A common question in such analysis is how many clusters? There are many, many techniques for answering this question, and not a single one of them even remotely definitive. On the plus side, the good news is that we already know the answer, because the answer is always 1. However, that won’t stop us from trying to discover more than that, so here we go.

A Motivating Example

Take a look at the following data. It regards the waiting time between eruptions and the duration of the eruption (both in minutes) for the Old Faithful geyser in Yellowstone National Park, Wyoming, USA.
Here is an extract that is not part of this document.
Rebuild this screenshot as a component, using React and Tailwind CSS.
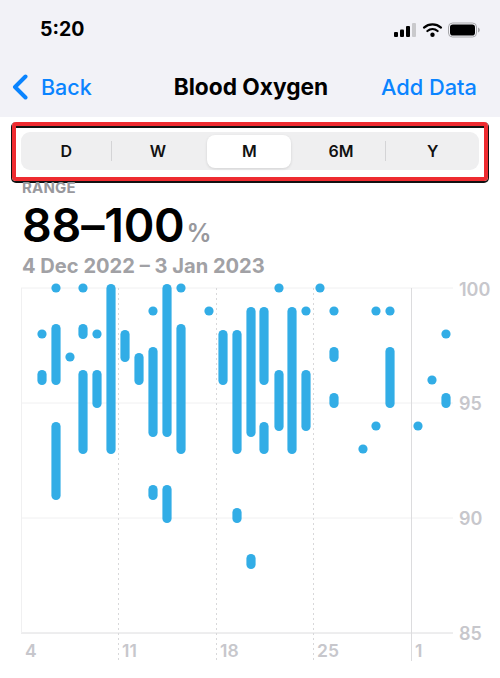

Take a good look. This is probably the cleanest separation of clustered data you will likely ever see in practice⁵⁸, at least where the categories wouldn’t be obvious without any statistical analysis. Even so there are still data points that might fall into either cluster.

Create Clustered Data

To get a sense of mixture models, let’s actually create some data that might look like the Old Faithful data above. In the following we start by creating something similar the eruptions variable in the faithful data. To do so, we draw one random sample from a normal distribution with a mean of 2, and the other with a mean of 4.5, and both get a standard deviation of .25. The first plot is based on the code below, the second on the actual data.

set.seed(1234)
erupt1 = rnorm(150, mean=2, sd=.25)
erupt2 = rnorm(150, mean=4.5, sd=.25)
erupt = sample(c(erupt1, erupt2))

What do we see here? The data is a mixture of two normals, but we can think of the observations as belonging to a latent class, and each class has its own mean and standard deviation (and is based on a normal distribution here, but doesn’t have to be). Each observation has some likelihood, however great or small, of coming from either cluster, and had we really wanted to do more appropriate simulation, we would incorporate that information.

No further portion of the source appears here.